| Material for the task |
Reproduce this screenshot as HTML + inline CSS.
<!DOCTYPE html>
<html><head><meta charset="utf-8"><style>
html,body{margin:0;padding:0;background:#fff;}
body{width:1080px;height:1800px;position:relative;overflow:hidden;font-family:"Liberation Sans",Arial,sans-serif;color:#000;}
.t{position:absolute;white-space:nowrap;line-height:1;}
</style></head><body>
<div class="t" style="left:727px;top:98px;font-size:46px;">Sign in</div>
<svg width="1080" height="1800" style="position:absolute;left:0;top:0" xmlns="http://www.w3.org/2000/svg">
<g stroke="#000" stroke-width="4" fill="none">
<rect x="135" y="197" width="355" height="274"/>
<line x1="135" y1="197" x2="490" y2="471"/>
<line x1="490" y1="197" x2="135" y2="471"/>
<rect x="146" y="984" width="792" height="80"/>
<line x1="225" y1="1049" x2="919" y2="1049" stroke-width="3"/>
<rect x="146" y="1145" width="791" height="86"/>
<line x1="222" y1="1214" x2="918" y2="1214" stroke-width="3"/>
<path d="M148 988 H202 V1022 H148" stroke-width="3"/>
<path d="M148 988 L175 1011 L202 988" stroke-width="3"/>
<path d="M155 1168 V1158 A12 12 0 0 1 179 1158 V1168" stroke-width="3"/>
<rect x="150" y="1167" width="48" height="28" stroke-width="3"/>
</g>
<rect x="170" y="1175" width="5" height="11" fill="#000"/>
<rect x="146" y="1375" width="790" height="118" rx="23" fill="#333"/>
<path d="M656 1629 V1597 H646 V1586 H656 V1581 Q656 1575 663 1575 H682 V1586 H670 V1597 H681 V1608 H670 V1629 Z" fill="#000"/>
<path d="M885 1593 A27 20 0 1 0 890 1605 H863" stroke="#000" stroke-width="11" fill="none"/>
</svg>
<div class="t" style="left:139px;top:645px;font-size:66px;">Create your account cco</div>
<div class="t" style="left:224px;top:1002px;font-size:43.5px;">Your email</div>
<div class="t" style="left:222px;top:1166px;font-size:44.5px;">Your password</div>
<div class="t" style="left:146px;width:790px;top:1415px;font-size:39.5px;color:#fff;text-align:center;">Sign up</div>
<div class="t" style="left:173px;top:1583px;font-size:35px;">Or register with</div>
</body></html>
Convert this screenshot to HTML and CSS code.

| Job |
Copy each line in the data that holds the word "screenshot".

| Response to this exercise |
Reproduce this screenshot as HTML + inline CSS.
Convert this screenshot to HTML and CSS code.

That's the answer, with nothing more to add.